Eu tenho fé!

Esse não é um tratado sobre fé ou qualquer outro tema teológico - embora haja vasta literatura sobre o tema sob as mais diversas perspectivas e seu significado não seja evidente. Trata-se, muito mais, de uma forma de pautar questões fundamentais para a sociedade brasileira no que diz respeito aos Direitos LGBT (leia-se direitos humanos e constitucionais) e à necessidade de aprofundamento da discussão sobre a laicidade do Estado. Mais ainda, de pautar essas temáticas no contexto das próprias igrejas e religiões – especialmente daquelas pessoas e instituições que se pressupõe autorizadas a emitir juízos pretensamente universais, sagrados e definitivos, particularmente no âmbito do Cristianismo, mas de todas as religiões.
A aprovação recente do Projeto de Lei que “livra templos e igrejas de serem enquadrados no crime de discriminação se vetarem a presença de ‘cidadãos que violem seus valores, doutrinas, crenças e liturgias” pela Comissão de Direitos Humanos da Câmara dos Deputados e das Deputadas levanta novamente o debate sobre a relação entre os Direitos LGBT e as igrejas/religiões. Embora o artigo da Lei 7.716 que o Projeto de Lei pretende alterar não faça referência (ainda) a identidade de gênero e orientação sexual (objeto de outro projeto, o PLC 122), a intenção clara da proposição é de caráter religioso, segundo declaração do próprio propositor: "Deve-se a devida atenção ao fato da prática homossexual ser descrita em muitas doutrinas religiosas como uma conduta em desacordo com suas crenças”.
A argumentação para essa iniciativa também se justifica, afinal "As organizações religiosas têm reconhecido direito de definir regras próprias de funcionamento e inclusive elencar condutas morais e sociais que devem ser seguidas por seus membros”. Esse é o tema que precisa ser discutido do ponto de vista da laicidade do Estado e do lugar das religiões nesse Estado. As religiões têm sim garantido o direito a inúmeros privilégios, como isenção tributária e outros benefícios econômicos e políticos. Aliás, “religiões” é uma generalização imprecisa nesse caso, considerando que nem todas as práticas e/ou tradições religiosas são reconhecidas pelo Estado como “religião”. Os critérios para tal reconhecimento seguem prescrições bastante particulares que precisam ser discutidas e redefinidas.

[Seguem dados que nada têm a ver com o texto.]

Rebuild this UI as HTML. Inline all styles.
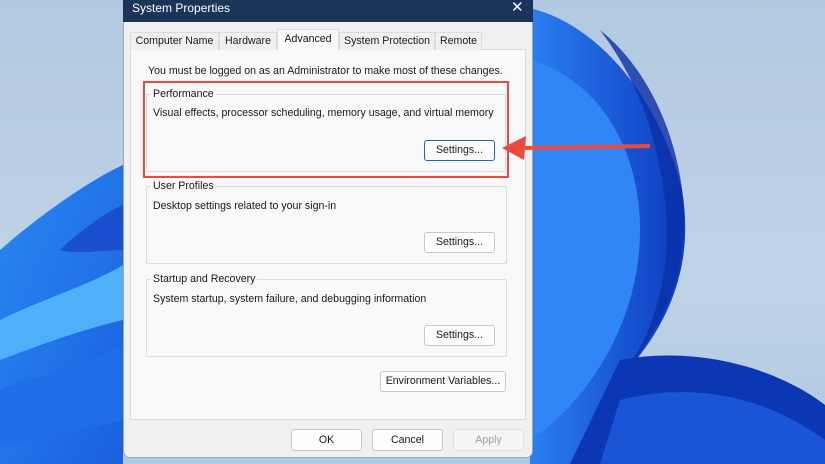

Fica evidente que a alteração da lei não necessariamente “beneficia” todas as religiões, pois nem todas as práticas e tradições são reconhecidas dessa forma. Somente algumas têm esse “privilégio”. Por outro lado, há que se perguntar sobre a própria prerrogativa das instituições religiosas em decidir sobre quem tem acesso ou não a seus espaços e atividades, uma vez que são “privilegiadas” pelos já referidos benefícios estatais, sem contar os casos em que há subvenção direta por parte do Estado. Isso, em tese, as torna instituições de utilidade pública, o próprio argumento que garante os “privilégios”. Nesse caso, se são instituições subvencionadas pelo Estado (via privilégios tributários ou repasse de recursos), devem estar sob as leis desse mesmo Estado, inclusive no que diz respeito aos direitos garantidos a seus cidadãos e suas cidadãs. Não seria irônico que as pessoas LGBT contribuam financeiramente para a manutenção de instituições que objetivamente tem a autorização para discriminá-las e excluí-las de suas práticas e espaços? Eis uma discussão e uma luta a ser travada no campo do direito público, civil e laico.
Mas isso não exclui a possibilidade e a necessidade de questionar tais discursos e práticos no campo das próprias religiões. Como bem lembra o deputado propositor da alteração da lei, a “prática homossexual [é] descrita em muitas doutrinas religiosas”. Isso significa nem TODAS as doutrinas religiosas e nem A TOTALIDADE de qualquer instituição ou grupo religioso. Nem mesmo qualquer líder, teólogo/a ou igreja cristã pode arrogar-se o direito de definir e pretender-se portador da posição derradeira nesse ou em qualquer outro tema ou falar em nome da totalidade de cristãos e cristãs. Isso feriria o princípio da liberdade religiosa, também garantido constitucionalmente, e que se manifesta justamente pela pluralidade e diversidade. As igrejas e religiões também são espaços em disputa e poder, como atestam suas próprias trajetórias históricas e sempre há vozes e práticas de resistência a imposições dogmáticas absolutistas.
Pessoas LGBT são cidadãs desse país, pessoas de fé, frequentam espaços e participam de atividades religiosas. Por isso, a luta pela cidadania acontece na arena pública através dos movimentos sociais e práticas democráticas, mas também no seio das instituições religiosas através de grupos organizados e construções teológicas libertadoras.